**RECORDED INFORMATION:**
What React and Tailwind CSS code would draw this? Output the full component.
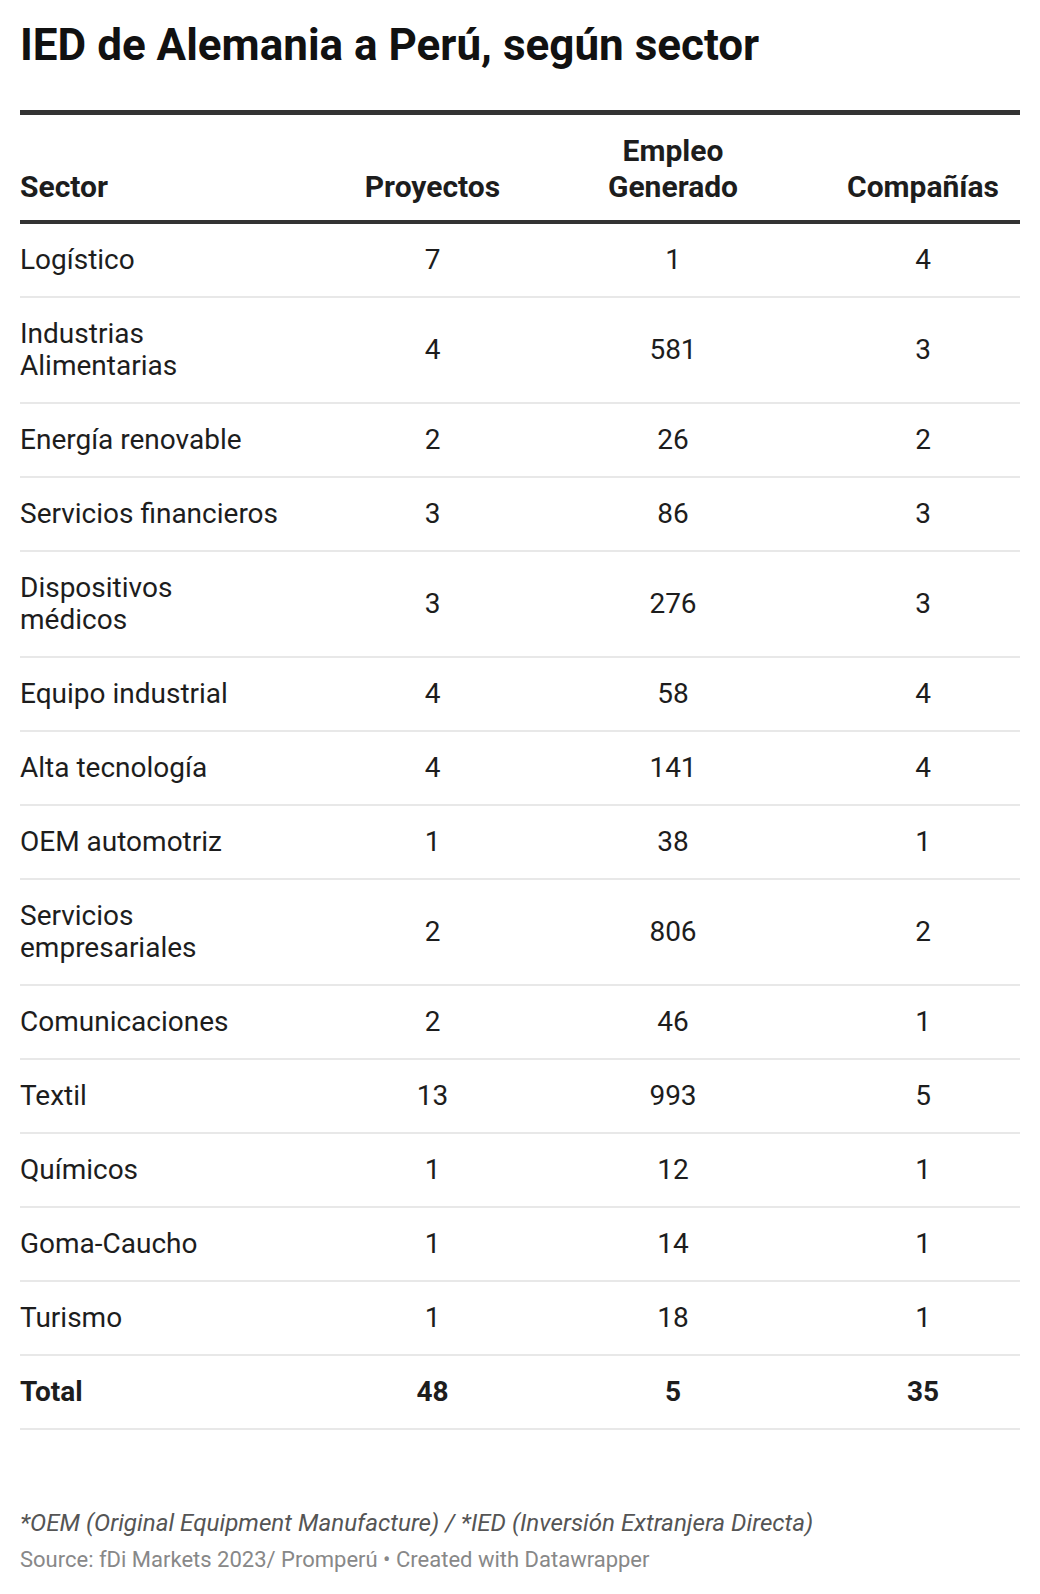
import React from 'react';

const rows = [
  { sector: ['Logístico'], proyectos: 7, empleo: 1, companias: 4 },
  { sector: ['Industrias', 'Alimentarias'], proyectos: 4, empleo: 581, companias: 3 },
  { sector: ['Energía renovable'], proyectos: 2, empleo: 26, companias: 2 },
  { sector: ['Servicios financieros'], proyectos: 3, empleo: 86, companias: 3 },
  { sector: ['Dispositivos', 'médicos'], proyectos: 3, empleo: 276, companias: 3 },
  { sector: ['Equipo industrial'], proyectos: 4, empleo: 58, companias: 4 },
  { sector: ['Alta tecnología'], proyectos: 4, empleo: 141, companias: 4 },
  { sector: ['OEM automotriz'], proyectos: 1, empleo: 38, companias: 1 },
  { sector: ['Servicios', 'empresariales'], proyectos: 2, empleo: 806, companias: 2 },
  { sector: ['Comunicaciones'], proyectos: 2, empleo: 46, companias: 1 },
  { sector: ['Textil'], proyectos: 13, empleo: 993, companias: 5 },
  { sector: ['Químicos'], proyectos: 1, empleo: 12, companias: 1 },
  { sector: ['Goma-Caucho'], proyectos: 1, empleo: 14, companias: 1 },
  { sector: ['Turismo'], proyectos: 1, empleo: 18, companias: 1 },
];

const gridCols = 'grid grid-cols-[325px_175px_306px_194px] items-center';

const Row = ({ row, bold }) => (
  <div className={`${gridCols} border-b-2 border-[#e8e8e8] py-5 leading-[32px] ${bold ? 'font-bold' : ''}`}>
    <div className="whitespace-nowrap">
      {row.sector.map((line, i) => (
        <div key={i}>{line}</div>
      ))}
    </div>
    <div className="text-center">{row.proyectos}</div>
    <div className="text-center">{row.empleo}</div>
    <div className="text-center">{row.companias}</div>
  </div>
);

export default function App() {
  return (
    <div
      className="w-[1040px] min-h-[1594px] bg-white px-5 pt-[19px] text-[#1d1d1d]"
      style={{ fontFamily: 'Roboto, "Noto Sans", sans-serif' }}
    >
      {/* Title */}
      <h1 className="text-[44px] leading-[52px] font-bold text-[#111]">
        IED de Alemania a Perú, según sector
      </h1>

      {/* Table */}
      <div className="mt-[39px] w-[1000px] border-t-[5px] border-[#333] text-[28px]">
        <div className={`${gridCols} items-end border-b-4 border-[#333] pt-[18px] pb-[15px] text-[30px] font-bold leading-[36px]`}>
          <div>Sector</div>
          <div className="text-center">Proyectos</div>
          <div className="text-center">
            Empleo
            <br />
            Generado
          </div>
          <div className="text-center">Compañías</div>
        </div>

        {rows.map((row, i) => (
          <Row key={i} row={row} />
        ))}

        <Row bold row={{ sector: ['Total'], proyectos: 48, empleo: 5, companias: 35 }} />
      </div>

      {/* Notes */}
      <div className="mt-[78px] text-[24.2px] leading-[30px] italic text-[#555]">
        *OEM (Original Equipment Manufacture) / *IED (Inversión Extranjera Directa)
      </div>
      <div className="mt-[8px] text-[22px] leading-[28px] text-[#888]">
        Source: fDi Markets 2023/ Promperú • Created with Datawrapper
      </div>
    </div>
  );
}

**WRITTEN REQUEST:** Images in the data above are to be skipped. Retype all other material exactly.

**THE SOLUTION:**
What React and Tailwind CSS code would draw this? Output the full component.
import React from 'react';

const rows = [
  { sector: ['Logístico'], proyectos: 7, empleo: 1, companias: 4 },
  { sector: ['Industrias', 'Alimentarias'], proyectos: 4, empleo: 581, companias: 3 },
  { sector: ['Energía renovable'], proyectos: 2, empleo: 26, companias: 2 },
  { sector: ['Servicios financieros'], proyectos: 3, empleo: 86, companias: 3 },
  { sector: ['Dispositivos', 'médicos'], proyectos: 3, empleo: 276, companias: 3 },
  { sector: ['Equipo industrial'], proyectos: 4, empleo: 58, companias: 4 },
  { sector: ['Alta tecnología'], proyectos: 4, empleo: 141, companias: 4 },
  { sector: ['OEM automotriz'], proyectos: 1, empleo: 38, companias: 1 },
  { sector: ['Servicios', 'empresariales'], proyectos: 2, empleo: 806, companias: 2 },
  { sector: ['Comunicaciones'], proyectos: 2, empleo: 46, companias: 1 },
  { sector: ['Textil'], proyectos: 13, empleo: 993, companias: 5 },
  { sector: ['Químicos'], proyectos: 1, empleo: 12, companias: 1 },
  { sector: ['Goma-Caucho'], proyectos: 1, empleo: 14, companias: 1 },
  { sector: ['Turismo'], proyectos: 1, empleo: 18, companias: 1 },
];

const gridCols = 'grid grid-cols-[325px_175px_306px_194px] items-center';

const Row = ({ row, bold }) => (
  <div className={`${gridCols} border-b-2 border-[#e8e8e8] py-5 leading-[32px] ${bold ? 'font-bold' : ''}`}>
    <div className="whitespace-nowrap">
      {row.sector.map((line, i) => (
        <div key={i}>{line}</div>
      ))}
    </div>
    <div className="text-center">{row.proyectos}</div>
    <div className="text-center">{row.empleo}</div>
    <div className="text-center">{row.companias}</div>
  </div>
);

export default function App() {
  return (
    <div
      className="w-[1040px] min-h-[1594px] bg-white px-5 pt-[19px] text-[#1d1d1d]"
      style={{ fontFamily: 'Roboto, "Noto Sans", sans-serif' }}
    >
      {/* Title */}
      <h1 className="text-[44px] leading-[52px] font-bold text-[#111]">
        IED de Alemania a Perú, según sector
      </h1>

      {/* Table */}
      <div className="mt-[39px] w-[1000px] border-t-[5px] border-[#333] text-[28px]">
        <div className={`${gridCols} items-end border-b-4 border-[#333] pt-[18px] pb-[15px] text-[30px] font-bold leading-[36px]`}>
          <div>Sector</div>
          <div className="text-center">Proyectos</div>
          <div className="text-center">
            Empleo
            <br />
            Generado
          </div>
          <div className="text-center">Compañías</div>
        </div>

        {rows.map((row, i) => (
          <Row key={i} row={row} />
        ))}

        <Row bold row={{ sector: ['Total'], proyectos: 48, empleo: 5, companias: 35 }} />
      </div>

      {/* Notes */}
      <div className="mt-[78px] text-[24.2px] leading-[30px] italic text-[#555]">
        *OEM (Original Equipment Manufacture) / *IED (Inversión Extranjera Directa)
      </div>
      <div className="mt-[8px] text-[22px] leading-[28px] text-[#888]">
        Source: fDi Markets 2023/ Promperú • Created with Datawrapper
      </div>
    </div>
  );
}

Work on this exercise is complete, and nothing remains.